*Exercise brief:*
Images are not part of the copy; write out the rest of the data exactly as given.

*Recorded information:*
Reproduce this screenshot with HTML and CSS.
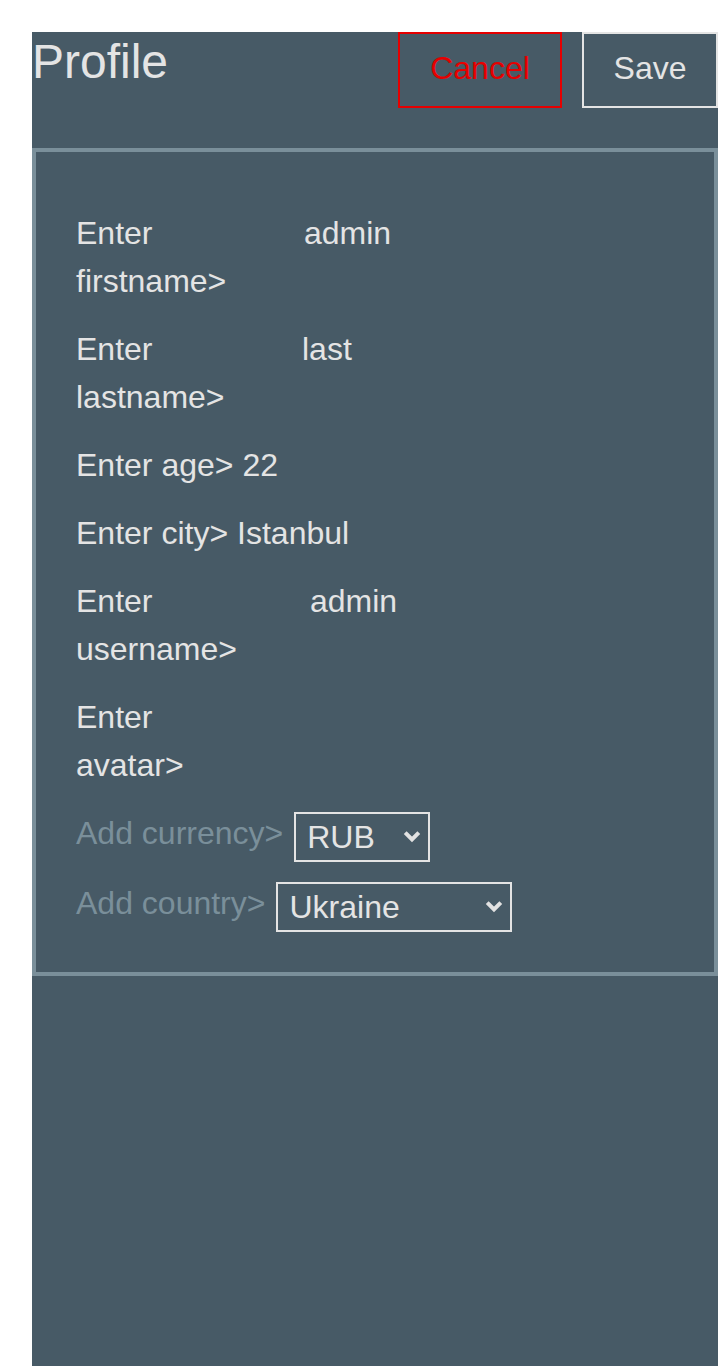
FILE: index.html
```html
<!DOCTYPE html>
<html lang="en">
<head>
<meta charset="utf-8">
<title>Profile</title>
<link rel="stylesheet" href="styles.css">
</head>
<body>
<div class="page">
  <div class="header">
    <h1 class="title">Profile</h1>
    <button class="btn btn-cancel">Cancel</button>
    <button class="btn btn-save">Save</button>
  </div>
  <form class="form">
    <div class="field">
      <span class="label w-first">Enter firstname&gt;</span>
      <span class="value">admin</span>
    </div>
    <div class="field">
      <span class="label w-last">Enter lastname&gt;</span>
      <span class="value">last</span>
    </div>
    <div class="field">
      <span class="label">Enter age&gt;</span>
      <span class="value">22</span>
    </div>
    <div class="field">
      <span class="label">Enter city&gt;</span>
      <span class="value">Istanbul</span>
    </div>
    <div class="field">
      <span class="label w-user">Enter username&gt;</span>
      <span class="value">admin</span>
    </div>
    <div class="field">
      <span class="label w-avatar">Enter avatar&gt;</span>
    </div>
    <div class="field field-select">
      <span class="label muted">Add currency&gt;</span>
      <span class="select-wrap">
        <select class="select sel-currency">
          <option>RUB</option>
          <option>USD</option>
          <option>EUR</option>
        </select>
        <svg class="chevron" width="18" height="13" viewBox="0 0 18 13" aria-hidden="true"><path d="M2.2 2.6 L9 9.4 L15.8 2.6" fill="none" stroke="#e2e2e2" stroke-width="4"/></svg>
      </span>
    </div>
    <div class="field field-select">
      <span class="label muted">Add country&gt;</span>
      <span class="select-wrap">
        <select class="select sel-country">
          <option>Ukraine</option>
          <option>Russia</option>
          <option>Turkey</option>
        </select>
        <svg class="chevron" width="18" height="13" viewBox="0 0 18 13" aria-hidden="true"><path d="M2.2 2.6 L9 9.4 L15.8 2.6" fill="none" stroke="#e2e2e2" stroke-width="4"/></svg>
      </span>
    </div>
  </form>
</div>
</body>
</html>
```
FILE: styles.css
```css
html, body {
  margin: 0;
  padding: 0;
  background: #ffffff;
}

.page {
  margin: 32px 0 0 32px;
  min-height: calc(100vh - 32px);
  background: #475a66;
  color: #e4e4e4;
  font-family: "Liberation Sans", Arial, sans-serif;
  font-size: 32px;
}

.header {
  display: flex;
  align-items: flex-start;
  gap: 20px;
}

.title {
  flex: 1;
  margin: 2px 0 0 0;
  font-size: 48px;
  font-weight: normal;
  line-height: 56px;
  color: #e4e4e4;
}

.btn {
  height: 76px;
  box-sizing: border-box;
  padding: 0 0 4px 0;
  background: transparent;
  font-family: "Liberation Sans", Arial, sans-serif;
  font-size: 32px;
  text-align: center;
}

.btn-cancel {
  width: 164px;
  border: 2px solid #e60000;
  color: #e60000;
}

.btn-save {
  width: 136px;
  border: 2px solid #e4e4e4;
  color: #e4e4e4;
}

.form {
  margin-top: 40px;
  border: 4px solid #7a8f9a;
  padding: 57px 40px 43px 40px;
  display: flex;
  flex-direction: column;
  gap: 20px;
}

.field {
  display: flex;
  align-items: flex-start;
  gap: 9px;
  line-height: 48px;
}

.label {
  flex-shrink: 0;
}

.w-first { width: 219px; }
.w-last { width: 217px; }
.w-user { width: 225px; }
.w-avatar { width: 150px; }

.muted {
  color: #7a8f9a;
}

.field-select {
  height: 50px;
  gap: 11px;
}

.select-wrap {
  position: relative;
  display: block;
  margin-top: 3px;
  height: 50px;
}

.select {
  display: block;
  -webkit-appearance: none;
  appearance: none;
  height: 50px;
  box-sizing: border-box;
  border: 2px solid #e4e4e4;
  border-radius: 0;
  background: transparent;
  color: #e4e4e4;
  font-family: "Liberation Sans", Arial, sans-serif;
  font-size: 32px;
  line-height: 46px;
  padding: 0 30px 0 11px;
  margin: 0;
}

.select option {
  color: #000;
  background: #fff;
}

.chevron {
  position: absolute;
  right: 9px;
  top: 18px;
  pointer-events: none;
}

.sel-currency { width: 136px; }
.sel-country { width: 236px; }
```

*Response below:*
Reproduce this screenshot with HTML and CSS.
FILE: index.html
```html
<!DOCTYPE html>
<html lang="en">
<head>
<meta charset="utf-8">
<title>Profile</title>
<link rel="stylesheet" href="styles.css">
</head>
<body>
<div class="page">
  <div class="header">
    <h1 class="title">Profile</h1>
    <button class="btn btn-cancel">Cancel</button>
    <button class="btn btn-save">Save</button>
  </div>
  <form class="form">
    <div class="field">
      <span class="label w-first">Enter firstname&gt;</span>
      <span class="value">admin</span>
    </div>
    <div class="field">
      <span class="label w-last">Enter lastname&gt;</span>
      <span class="value">last</span>
    </div>
    <div class="field">
      <span class="label">Enter age&gt;</span>
      <span class="value">22</span>
    </div>
    <div class="field">
      <span class="label">Enter city&gt;</span>
      <span class="value">Istanbul</span>
    </div>
    <div class="field">
      <span class="label w-user">Enter username&gt;</span>
      <span class="value">admin</span>
    </div>
    <div class="field">
      <span class="label w-avatar">Enter avatar&gt;</span>
    </div>
    <div class="field field-select">
      <span class="label muted">Add currency&gt;</span>
      <span class="select-wrap">
        <select class="select sel-currency">
          <option>RUB</option>
          <option>USD</option>
          <option>EUR</option>
        </select>
        <svg class="chevron" width="18" height="13" viewBox="0 0 18 13" aria-hidden="true"><path d="M2.2 2.6 L9 9.4 L15.8 2.6" fill="none" stroke="#e2e2e2" stroke-width="4"/></svg>
      </span>
    </div>
    <div class="field field-select">
      <span class="label muted">Add country&gt;</span>
      <span class="select-wrap">
        <select class="select sel-country">
          <option>Ukraine</option>
          <option>Russia</option>
          <option>Turkey</option>
        </select>
        <svg class="chevron" width="18" height="13" viewBox="0 0 18 13" aria-hidden="true"><path d="M2.2 2.6 L9 9.4 L15.8 2.6" fill="none" stroke="#e2e2e2" stroke-width="4"/></svg>
      </span>
    </div>
  </form>
</div>
</body>
</html>
```
FILE: styles.css
```css
html, body {
  margin: 0;
  padding: 0;
  background: #ffffff;
}

.page {
  margin: 32px 0 0 32px;
  min-height: calc(100vh - 32px);
  background: #475a66;
  color: #e4e4e4;
  font-family: "Liberation Sans", Arial, sans-serif;
  font-size: 32px;
}

.header {
  display: flex;
  align-items: flex-start;
  gap: 20px;
}

.title {
  flex: 1;
  margin: 2px 0 0 0;
  font-size: 48px;
  font-weight: normal;
  line-height: 56px;
  color: #e4e4e4;
}

.btn {
  height: 76px;
  box-sizing: border-box;
  padding: 0 0 4px 0;
  background: transparent;
  font-family: "Liberation Sans", Arial, sans-serif;
  font-size: 32px;
  text-align: center;
}

.btn-cancel {
  width: 164px;
  border: 2px solid #e60000;
  color: #e60000;
}

.btn-save {
  width: 136px;
  border: 2px solid #e4e4e4;
  color: #e4e4e4;
}

.form {
  margin-top: 40px;
  border: 4px solid #7a8f9a;
  padding: 57px 40px 43px 40px;
  display: flex;
  flex-direction: column;
  gap: 20px;
}

.field {
  display: flex;
  align-items: flex-start;
  gap: 9px;
  line-height: 48px;
}

.label {
  flex-shrink: 0;
}

.w-first { width: 219px; }
.w-last { width: 217px; }
.w-user { width: 225px; }
.w-avatar { width: 150px; }

.muted {
  color: #7a8f9a;
}

.field-select {
  height: 50px;
  gap: 11px;
}

.select-wrap {
  position: relative;
  display: block;
  margin-top: 3px;
  height: 50px;
}

.select {
  display: block;
  -webkit-appearance: none;
  appearance: none;
  height: 50px;
  box-sizing: border-box;
  border: 2px solid #e4e4e4;
  border-radius: 0;
  background: transparent;
  color: #e4e4e4;
  font-family: "Liberation Sans", Arial, sans-serif;
  font-size: 32px;
  line-height: 46px;
  padding: 0 30px 0 11px;
  margin: 0;
}

.select option {
  color: #000;
  background: #fff;
}

.chevron {
  position: absolute;
  right: 9px;
  top: 18px;
  pointer-events: none;
}

.sel-currency { width: 136px; }
.sel-country { width: 236px; }
```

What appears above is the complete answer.